◆ Given information:
==========
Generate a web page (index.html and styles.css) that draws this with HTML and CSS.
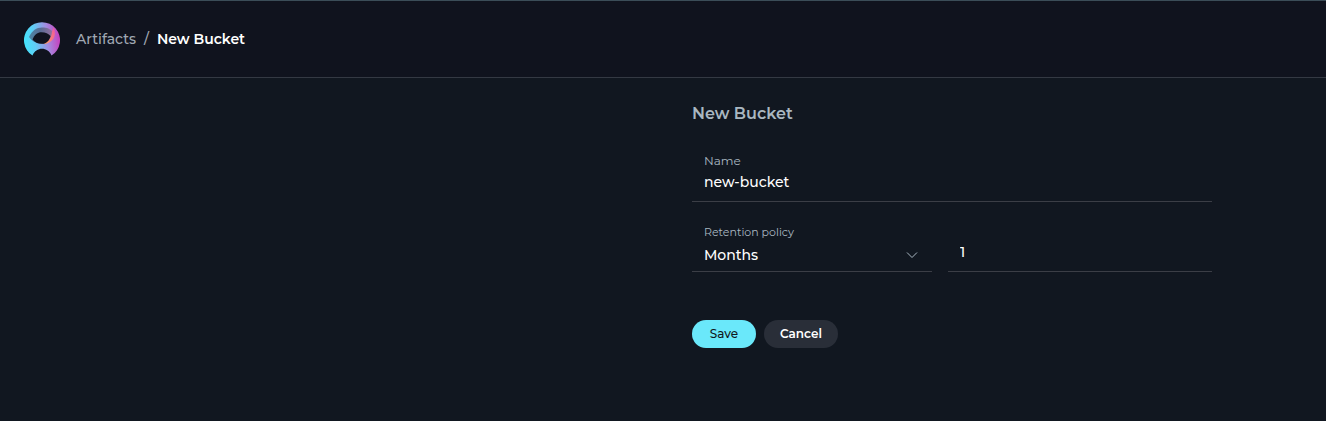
FILE: index.html
```html
<!DOCTYPE html>
<html lang="en">
<head>
<meta charset="utf-8">
<title>New Bucket</title>
<link rel="stylesheet" href="styles.css">
</head>
<body>
<header class="header">
  <a class="logo" href="#" aria-label="Home">
    <svg width="36" height="36" viewBox="0 -2 36 36" aria-hidden="true">
      <defs>
        <linearGradient id="ring" x1="0" y1="0.6" x2="1" y2="0.5">
          <stop offset="0" stop-color="#43e4fc"/>
          <stop offset="0.3" stop-color="#60cdf5"/>
          <stop offset="0.65" stop-color="#a28ce0"/>
          <stop offset="1" stop-color="#c73fbd"/>
        </linearGradient>
        <linearGradient id="band" x1="0" y1="0" x2="1" y2="0">
          <stop offset="0" stop-color="#4b86a4"/>
          <stop offset="0.5" stop-color="#5b6c94"/>
          <stop offset="1" stop-color="#94709f"/>
        </linearGradient>
        <linearGradient id="flare" x1="1" y1="0" x2="0" y2="1">
          <stop offset="0" stop-color="#ee57a0"/>
          <stop offset="0.6" stop-color="#fb7f78"/>
          <stop offset="1" stop-color="#ffad5c"/>
        </linearGradient>
      </defs>
      <path fill="url(#ring)" d="M8.500 32.500A18 18 0 1 1 27.500 32.500C25.500 28 22 25.800 18 25.800S10.500 28 8.500 32.500Z"/>
      <path fill="url(#band)" d="M5 14C8 7.500 12.500 4.500 18 4.500S26 6 28.500 8.500C28 15 25.500 20.800 19 21C13 20.800 8 18.500 5 14Z"/>
      <path fill="url(#flare)" d="M29.500 4.500C33.500 12 29 20.500 19.500 21.200C25 17.500 27.500 14.500 28 9Z"/>
      <path fill="#10131e" d="M8.500 16.500C10.500 11.500 13.500 9.300 17.500 9.300S24.500 10.800 26.500 13C25.500 17.500 22.500 20.800 18 20.800C14 20.800 10.500 19.300 8.500 16.500Z"/>
    </svg>
  </a>
  <nav class="crumbs" aria-label="Breadcrumb">
    <a class="crumb" href="#">Artifacts</a>
    <span class="separator">/</span>
    <span class="current">New Bucket</span>
  </nav>
</header>
<main class="main">
  <form class="form">
    <h1 class="title">New Bucket</h1>
    <div class="field">
      <label class="label" for="name">Name</label>
      <input class="control" id="name" type="text" value="new-bucket">
    </div>
    <div class="row">
      <div class="field field-select">
        <label class="label label-small" for="policy">Retention policy</label>
        <div class="select-box">
          <select class="control" id="policy">
            <option>Days</option>
            <option>Weeks</option>
            <option selected>Months</option>
            <option>Years</option>
          </select>
          <svg class="chevron" width="12" height="8" viewBox="0 0 12 8" aria-hidden="true"><path d="M1 1.500L6 6.500L11 1.500" fill="none" stroke="#a9b7c1" stroke-width="1"/></svg>
        </div>
      </div>
      <div class="field field-count">
        <input class="control" type="text" inputmode="numeric" value="1" aria-label="Retention period">
      </div>
    </div>
    <div class="actions">
      <button class="button primary" type="submit">Save</button>
      <button class="button secondary" type="button">Cancel</button>
    </div>
  </form>
</main>
</body>
</html>
```
FILE: styles.css
```css
* {
  box-sizing: border-box;
}

body {
  margin: 0;
  min-height: 100vh;
  background: #111720;
  color: #fff;
  font: 500 14px/20px Montserrat, Inter, sans-serif;
}

.header {
  display: flex;
  align-items: center;
  gap: 16px;
  padding: 20px 24px;
  background: #10131e;
  border-top: 1px solid #3b4d58;
  border-bottom: 1px solid #343943;
}

.logo {
  display: flex;
}

.crumbs {
  display: flex;
  gap: 8px;
}

.crumb,
.separator {
  color: #a0a8b3;
  text-decoration: none;
}

.current {
  font-weight: 600;
}

.main {
  display: flex;
  justify-content: flex-end;
  padding: 24px 114px;
}

.form {
  width: 100%;
  max-width: 520px;
}

.title {
  margin: 0 0 26px;
  color: #a9b7c1;
  font-size: 16px;
  font-weight: 600;
  line-height: 24px;
}

.field {
  border-bottom: 1px solid #3b3e46;
  padding: 0 12px 7px;
}

.label {
  display: block;
  color: #a9b7c1;
  font-size: 12px;
  font-weight: 400;
  line-height: 18px;
}

.label-small {
  font-size: 11px;
  line-height: 20px;
}

.control {
  display: block;
  width: 100%;
  height: 24px;
  margin: 0;
  padding: 0;
  border: 0;
  outline: 0;
  appearance: none;
  background: transparent;
  color: #fff;
  font: inherit;
}

.row {
  display: grid;
  grid-template-columns: minmax(0, 240fr) minmax(0, 264fr);
  gap: 16px;
  margin-top: 20px;
}

.field-select {
  padding-bottom: 3px;
}

.field-count {
  display: flex;
  align-items: flex-end;
}

.select-box {
  display: grid;
  align-items: center;
  height: 26px;
}

.select-box > * {
  grid-area: 1 / 1;
}

.chevron {
  justify-self: end;
  margin-right: 2px;
  pointer-events: none;
}

.actions {
  display: flex;
  gap: 8px;
  margin-top: 48px;
}

.button {
  height: 28px;
  padding: 0 16px;
  border: 0;
  border-radius: 14px;
  font: 600 12px/16px Montserrat, Inter, sans-serif;
}

.primary {
  min-width: 64px;
  background: #6ae8fa;
  color: #111720;
  font-weight: 500;
}

.secondary {
  background: #292e38;
  color: #fff;
}
```
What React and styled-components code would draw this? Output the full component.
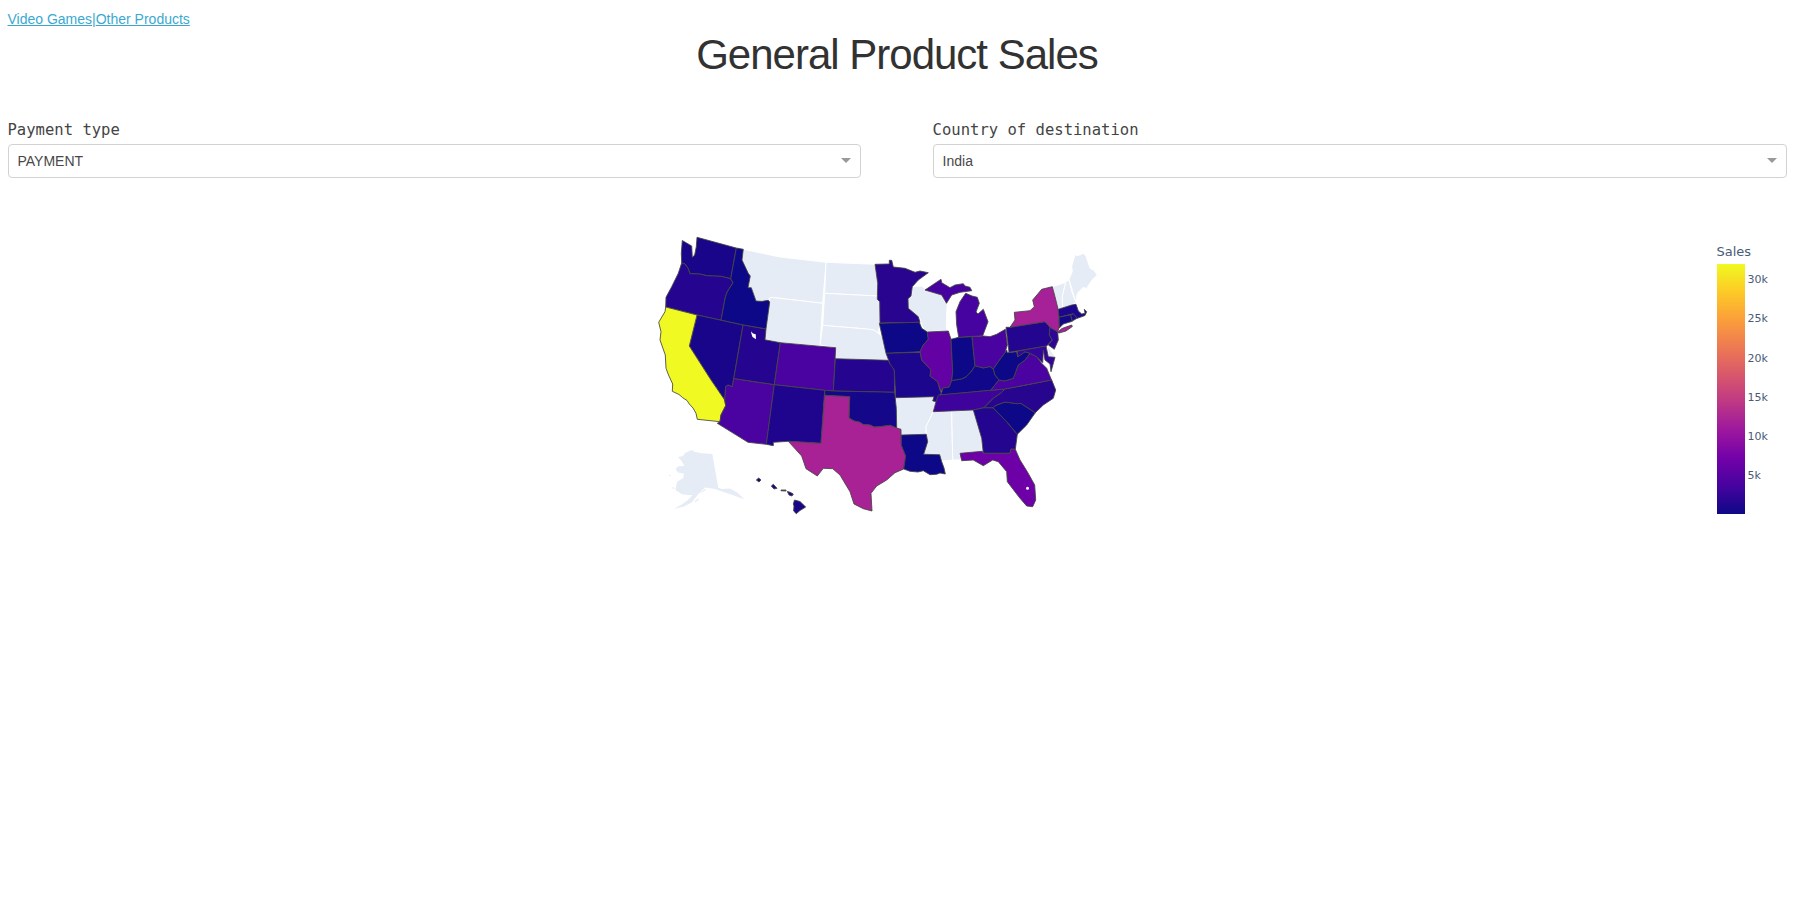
==========
◆ Work to be completed: Every line that holds the word "index" should be extracted.

◆ Answer to this problem:
Generate a web page (index.html and styles.css) that draws this with HTML and CSS.
FILE: index.html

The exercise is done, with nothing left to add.